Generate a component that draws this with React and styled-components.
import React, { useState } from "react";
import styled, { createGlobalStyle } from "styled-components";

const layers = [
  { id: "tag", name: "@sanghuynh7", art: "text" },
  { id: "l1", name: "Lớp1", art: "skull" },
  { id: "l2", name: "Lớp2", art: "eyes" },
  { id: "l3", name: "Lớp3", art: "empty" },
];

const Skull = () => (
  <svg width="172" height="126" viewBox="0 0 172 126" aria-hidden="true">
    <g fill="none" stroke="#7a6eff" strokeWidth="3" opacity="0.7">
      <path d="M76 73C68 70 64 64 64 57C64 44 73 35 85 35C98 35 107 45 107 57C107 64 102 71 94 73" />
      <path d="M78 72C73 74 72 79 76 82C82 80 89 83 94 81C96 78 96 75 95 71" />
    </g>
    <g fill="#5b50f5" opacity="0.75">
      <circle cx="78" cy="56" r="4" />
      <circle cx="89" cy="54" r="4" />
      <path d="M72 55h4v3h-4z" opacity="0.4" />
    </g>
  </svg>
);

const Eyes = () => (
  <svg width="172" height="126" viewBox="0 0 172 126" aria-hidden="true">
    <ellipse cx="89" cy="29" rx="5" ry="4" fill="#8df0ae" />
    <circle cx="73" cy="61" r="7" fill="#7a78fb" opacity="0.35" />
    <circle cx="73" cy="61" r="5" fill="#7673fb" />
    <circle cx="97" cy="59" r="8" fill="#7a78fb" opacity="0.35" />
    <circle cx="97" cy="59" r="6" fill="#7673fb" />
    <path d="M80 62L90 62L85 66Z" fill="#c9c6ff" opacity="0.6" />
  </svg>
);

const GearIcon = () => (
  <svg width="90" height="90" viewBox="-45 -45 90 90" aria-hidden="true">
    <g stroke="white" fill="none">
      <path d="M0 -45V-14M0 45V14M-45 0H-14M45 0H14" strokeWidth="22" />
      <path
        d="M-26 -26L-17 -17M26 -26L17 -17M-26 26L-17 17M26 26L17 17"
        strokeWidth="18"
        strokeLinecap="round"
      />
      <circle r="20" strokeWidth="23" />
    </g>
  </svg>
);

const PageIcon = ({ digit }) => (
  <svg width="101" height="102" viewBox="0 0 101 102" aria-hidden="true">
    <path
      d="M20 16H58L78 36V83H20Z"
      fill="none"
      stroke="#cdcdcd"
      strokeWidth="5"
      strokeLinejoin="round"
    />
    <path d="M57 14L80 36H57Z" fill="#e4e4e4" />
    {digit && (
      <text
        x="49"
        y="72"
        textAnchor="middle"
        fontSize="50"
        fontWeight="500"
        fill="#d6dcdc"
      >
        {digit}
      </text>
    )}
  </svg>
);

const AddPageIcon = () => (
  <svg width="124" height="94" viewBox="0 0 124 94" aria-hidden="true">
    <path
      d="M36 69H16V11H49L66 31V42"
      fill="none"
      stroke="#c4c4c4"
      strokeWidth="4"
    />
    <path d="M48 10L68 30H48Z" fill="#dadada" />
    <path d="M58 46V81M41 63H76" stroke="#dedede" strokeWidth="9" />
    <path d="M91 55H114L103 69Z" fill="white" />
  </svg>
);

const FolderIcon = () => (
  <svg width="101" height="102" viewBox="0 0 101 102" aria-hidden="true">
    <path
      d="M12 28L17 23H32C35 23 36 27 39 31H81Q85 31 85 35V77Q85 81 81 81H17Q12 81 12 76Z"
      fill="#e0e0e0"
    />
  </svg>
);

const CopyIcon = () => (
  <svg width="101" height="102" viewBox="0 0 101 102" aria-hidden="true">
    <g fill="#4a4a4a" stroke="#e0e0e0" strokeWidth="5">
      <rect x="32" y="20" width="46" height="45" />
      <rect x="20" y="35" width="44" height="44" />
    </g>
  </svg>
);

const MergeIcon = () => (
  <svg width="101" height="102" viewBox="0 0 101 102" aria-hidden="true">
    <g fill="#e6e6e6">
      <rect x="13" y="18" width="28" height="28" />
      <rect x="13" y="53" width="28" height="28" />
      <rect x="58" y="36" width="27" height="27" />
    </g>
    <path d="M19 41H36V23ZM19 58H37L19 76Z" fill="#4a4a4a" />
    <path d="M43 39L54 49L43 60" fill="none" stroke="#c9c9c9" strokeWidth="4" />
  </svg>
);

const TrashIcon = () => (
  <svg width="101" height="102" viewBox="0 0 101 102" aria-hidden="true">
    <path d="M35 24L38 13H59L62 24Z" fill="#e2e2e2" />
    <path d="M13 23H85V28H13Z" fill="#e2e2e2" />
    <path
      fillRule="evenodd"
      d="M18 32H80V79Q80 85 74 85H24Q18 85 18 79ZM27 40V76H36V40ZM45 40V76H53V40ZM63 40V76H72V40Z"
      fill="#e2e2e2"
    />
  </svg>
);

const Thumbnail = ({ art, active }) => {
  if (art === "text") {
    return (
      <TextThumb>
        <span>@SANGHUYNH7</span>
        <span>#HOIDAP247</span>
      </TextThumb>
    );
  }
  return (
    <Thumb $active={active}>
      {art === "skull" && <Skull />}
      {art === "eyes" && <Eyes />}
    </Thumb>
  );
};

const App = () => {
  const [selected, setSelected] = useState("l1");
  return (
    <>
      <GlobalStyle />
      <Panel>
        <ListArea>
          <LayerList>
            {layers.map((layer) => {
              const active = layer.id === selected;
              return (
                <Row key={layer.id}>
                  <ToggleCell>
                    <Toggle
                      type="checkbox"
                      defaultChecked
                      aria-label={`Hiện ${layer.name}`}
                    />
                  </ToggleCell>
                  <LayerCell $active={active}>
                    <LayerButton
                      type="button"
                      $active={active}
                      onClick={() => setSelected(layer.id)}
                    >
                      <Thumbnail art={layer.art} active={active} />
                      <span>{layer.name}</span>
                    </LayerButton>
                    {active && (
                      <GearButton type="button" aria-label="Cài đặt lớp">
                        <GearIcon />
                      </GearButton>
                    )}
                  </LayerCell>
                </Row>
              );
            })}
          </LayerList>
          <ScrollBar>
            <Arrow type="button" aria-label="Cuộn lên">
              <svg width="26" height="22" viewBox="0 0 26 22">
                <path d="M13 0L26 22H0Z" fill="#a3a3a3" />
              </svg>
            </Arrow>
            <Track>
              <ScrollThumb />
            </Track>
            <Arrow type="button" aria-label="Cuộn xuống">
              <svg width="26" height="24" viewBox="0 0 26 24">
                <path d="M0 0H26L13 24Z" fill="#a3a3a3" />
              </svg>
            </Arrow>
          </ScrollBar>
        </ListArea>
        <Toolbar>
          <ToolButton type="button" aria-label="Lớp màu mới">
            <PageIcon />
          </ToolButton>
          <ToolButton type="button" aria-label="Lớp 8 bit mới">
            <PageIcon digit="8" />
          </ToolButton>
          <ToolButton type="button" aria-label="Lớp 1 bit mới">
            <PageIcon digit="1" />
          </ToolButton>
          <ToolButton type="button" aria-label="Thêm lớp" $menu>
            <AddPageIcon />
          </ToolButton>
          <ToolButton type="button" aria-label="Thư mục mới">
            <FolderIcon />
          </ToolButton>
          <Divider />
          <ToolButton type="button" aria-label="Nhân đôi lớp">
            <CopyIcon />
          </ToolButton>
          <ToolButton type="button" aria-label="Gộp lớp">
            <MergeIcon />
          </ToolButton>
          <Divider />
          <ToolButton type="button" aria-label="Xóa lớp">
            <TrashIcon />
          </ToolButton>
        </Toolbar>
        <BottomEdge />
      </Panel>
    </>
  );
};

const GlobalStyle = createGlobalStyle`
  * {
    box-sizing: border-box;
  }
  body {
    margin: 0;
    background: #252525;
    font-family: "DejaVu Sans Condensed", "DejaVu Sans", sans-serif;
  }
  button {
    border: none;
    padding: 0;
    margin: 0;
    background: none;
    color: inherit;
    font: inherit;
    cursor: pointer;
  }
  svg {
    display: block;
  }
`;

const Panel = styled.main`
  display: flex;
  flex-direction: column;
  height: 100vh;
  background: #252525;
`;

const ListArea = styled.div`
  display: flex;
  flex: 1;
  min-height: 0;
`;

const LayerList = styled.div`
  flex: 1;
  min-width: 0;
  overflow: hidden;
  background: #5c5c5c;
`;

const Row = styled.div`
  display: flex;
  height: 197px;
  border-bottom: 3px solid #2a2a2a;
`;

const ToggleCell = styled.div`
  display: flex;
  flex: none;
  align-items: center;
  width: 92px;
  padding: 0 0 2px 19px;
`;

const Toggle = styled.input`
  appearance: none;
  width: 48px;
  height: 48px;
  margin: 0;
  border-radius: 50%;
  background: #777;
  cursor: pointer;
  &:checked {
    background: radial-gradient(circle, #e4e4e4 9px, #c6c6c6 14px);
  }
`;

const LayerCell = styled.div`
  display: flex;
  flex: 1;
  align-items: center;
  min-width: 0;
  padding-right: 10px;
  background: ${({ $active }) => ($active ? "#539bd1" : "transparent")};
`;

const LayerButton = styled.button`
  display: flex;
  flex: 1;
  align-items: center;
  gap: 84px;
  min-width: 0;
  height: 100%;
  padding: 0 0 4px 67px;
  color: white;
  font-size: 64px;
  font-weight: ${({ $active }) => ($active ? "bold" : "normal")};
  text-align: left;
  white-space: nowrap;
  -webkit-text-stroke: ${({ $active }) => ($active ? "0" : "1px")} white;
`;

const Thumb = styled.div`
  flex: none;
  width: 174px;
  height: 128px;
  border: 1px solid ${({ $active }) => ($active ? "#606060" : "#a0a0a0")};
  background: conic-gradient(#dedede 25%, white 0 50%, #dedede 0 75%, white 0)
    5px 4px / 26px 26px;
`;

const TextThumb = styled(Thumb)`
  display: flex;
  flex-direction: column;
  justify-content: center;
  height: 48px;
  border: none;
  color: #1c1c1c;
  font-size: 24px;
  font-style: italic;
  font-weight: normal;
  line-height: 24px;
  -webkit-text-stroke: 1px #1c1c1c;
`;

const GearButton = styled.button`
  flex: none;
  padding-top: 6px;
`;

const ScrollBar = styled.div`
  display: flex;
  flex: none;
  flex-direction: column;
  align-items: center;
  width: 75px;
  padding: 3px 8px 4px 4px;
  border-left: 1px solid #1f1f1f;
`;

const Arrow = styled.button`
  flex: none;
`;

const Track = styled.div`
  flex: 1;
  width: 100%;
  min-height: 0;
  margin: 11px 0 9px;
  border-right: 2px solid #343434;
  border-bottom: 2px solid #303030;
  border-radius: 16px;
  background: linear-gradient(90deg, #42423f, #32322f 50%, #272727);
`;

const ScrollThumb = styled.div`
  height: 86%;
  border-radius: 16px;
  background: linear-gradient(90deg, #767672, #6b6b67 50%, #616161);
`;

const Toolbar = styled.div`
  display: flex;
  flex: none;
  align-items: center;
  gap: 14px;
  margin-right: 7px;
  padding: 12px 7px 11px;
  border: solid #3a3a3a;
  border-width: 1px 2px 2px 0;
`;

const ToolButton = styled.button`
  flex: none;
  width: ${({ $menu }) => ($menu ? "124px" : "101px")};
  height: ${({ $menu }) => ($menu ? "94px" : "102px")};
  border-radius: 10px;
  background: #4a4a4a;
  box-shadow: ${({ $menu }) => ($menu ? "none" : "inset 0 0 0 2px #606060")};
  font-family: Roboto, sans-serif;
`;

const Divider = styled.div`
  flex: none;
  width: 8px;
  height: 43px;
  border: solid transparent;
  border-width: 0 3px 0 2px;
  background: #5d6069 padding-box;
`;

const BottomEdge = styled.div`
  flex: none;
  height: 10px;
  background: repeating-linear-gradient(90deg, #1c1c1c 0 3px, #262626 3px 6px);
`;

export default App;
------------------------------
GIVEN PROBLEM: Select all lines in the listing above where the word "React" appears, and show them.

TASK RESPONSE:
Generate a component that draws this with React and styled-components.
import React, { useState } from "react";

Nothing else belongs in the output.